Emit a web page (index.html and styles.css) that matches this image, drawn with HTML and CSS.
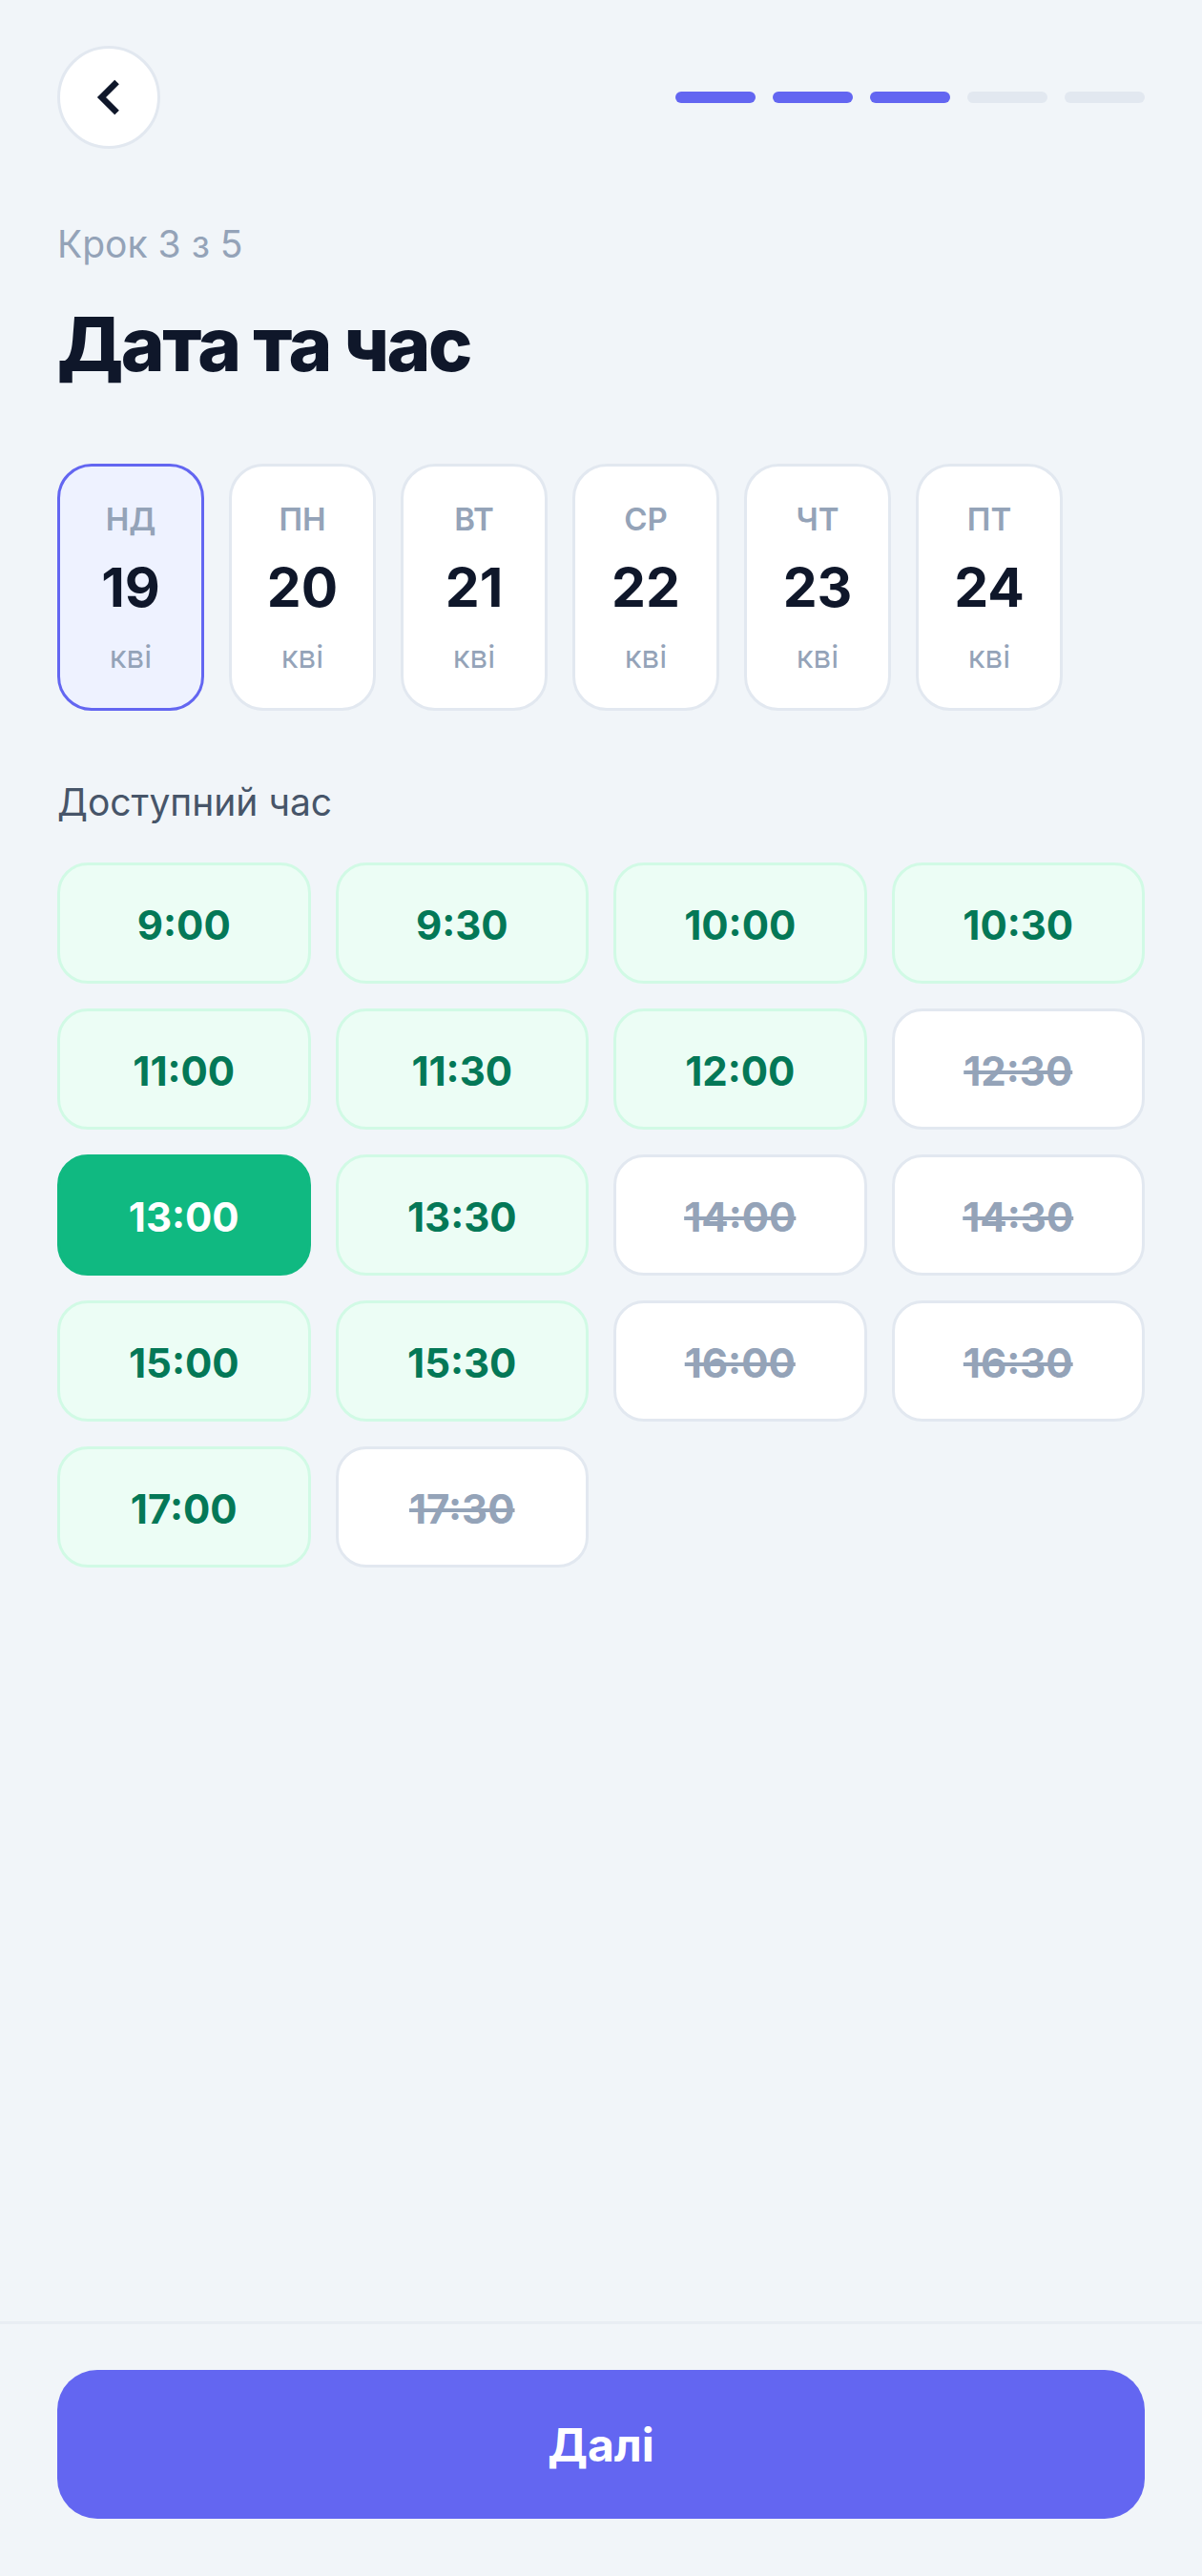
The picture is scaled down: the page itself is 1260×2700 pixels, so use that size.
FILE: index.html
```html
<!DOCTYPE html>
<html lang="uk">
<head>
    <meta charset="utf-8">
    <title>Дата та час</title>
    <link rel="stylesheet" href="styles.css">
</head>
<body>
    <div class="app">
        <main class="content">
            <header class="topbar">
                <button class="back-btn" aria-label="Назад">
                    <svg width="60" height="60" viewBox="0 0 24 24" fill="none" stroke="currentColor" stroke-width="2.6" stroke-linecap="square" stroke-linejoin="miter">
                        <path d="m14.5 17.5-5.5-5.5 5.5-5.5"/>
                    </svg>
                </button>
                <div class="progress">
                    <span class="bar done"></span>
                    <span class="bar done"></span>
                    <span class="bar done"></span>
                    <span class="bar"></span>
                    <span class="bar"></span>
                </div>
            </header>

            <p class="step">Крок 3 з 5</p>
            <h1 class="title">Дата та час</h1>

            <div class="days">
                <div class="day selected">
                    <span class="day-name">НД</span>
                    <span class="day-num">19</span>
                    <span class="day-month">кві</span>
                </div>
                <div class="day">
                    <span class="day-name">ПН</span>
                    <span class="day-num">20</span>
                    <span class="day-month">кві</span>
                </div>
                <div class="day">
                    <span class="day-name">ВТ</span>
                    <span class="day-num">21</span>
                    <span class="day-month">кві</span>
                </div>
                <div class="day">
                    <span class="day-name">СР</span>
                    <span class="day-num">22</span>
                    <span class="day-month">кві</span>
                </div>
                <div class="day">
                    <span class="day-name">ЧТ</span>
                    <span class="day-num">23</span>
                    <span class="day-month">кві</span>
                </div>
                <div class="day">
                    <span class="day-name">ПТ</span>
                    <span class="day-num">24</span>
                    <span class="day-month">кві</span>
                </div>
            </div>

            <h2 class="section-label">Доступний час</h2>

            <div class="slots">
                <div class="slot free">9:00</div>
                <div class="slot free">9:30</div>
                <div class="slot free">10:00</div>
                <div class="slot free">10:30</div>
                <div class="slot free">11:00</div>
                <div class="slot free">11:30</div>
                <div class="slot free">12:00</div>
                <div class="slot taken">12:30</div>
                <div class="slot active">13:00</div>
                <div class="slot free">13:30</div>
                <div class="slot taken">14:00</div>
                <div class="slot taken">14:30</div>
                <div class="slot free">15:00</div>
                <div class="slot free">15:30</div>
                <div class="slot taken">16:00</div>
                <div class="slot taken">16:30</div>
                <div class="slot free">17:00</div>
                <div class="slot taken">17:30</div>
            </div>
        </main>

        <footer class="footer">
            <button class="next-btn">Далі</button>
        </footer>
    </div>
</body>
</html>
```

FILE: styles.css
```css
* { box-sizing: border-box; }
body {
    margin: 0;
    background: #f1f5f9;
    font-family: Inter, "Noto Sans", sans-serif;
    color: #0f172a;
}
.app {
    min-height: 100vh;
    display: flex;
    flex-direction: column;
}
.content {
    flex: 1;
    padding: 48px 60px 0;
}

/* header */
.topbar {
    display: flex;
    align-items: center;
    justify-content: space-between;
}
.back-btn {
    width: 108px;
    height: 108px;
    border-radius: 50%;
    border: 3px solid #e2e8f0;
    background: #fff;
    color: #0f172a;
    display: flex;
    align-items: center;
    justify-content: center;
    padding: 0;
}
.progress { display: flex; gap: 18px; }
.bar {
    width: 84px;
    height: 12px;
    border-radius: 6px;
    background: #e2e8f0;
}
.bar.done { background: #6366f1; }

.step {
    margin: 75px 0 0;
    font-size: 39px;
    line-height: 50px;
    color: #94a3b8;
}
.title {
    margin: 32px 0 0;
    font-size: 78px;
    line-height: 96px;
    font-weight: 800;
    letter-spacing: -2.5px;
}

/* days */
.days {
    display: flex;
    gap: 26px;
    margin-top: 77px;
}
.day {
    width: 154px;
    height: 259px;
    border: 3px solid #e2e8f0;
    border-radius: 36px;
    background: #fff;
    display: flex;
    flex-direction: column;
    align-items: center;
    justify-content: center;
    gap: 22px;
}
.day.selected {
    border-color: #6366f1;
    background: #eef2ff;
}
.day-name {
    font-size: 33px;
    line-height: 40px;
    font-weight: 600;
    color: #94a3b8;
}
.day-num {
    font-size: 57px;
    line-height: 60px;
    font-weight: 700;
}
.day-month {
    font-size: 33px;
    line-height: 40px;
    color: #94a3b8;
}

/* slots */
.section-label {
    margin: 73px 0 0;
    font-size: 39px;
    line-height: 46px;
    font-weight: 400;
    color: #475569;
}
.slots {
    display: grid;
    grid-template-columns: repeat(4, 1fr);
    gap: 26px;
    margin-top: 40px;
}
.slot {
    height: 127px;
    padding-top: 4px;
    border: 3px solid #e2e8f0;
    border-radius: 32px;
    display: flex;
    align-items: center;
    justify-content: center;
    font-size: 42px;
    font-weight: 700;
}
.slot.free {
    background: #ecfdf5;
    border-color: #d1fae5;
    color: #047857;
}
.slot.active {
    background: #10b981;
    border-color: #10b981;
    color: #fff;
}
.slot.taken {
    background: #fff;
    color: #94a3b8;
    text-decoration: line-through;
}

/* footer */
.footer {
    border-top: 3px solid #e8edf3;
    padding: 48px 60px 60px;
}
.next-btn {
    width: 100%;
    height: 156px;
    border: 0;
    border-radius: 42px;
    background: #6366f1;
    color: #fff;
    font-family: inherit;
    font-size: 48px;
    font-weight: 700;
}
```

++++++

*What you need to do*
Where a line above includes "index", copy that line.

*Response to this exercise*
Emit a web page (index.html and styles.css) that matches this image, drawn with HTML and CSS.
FILE: index.html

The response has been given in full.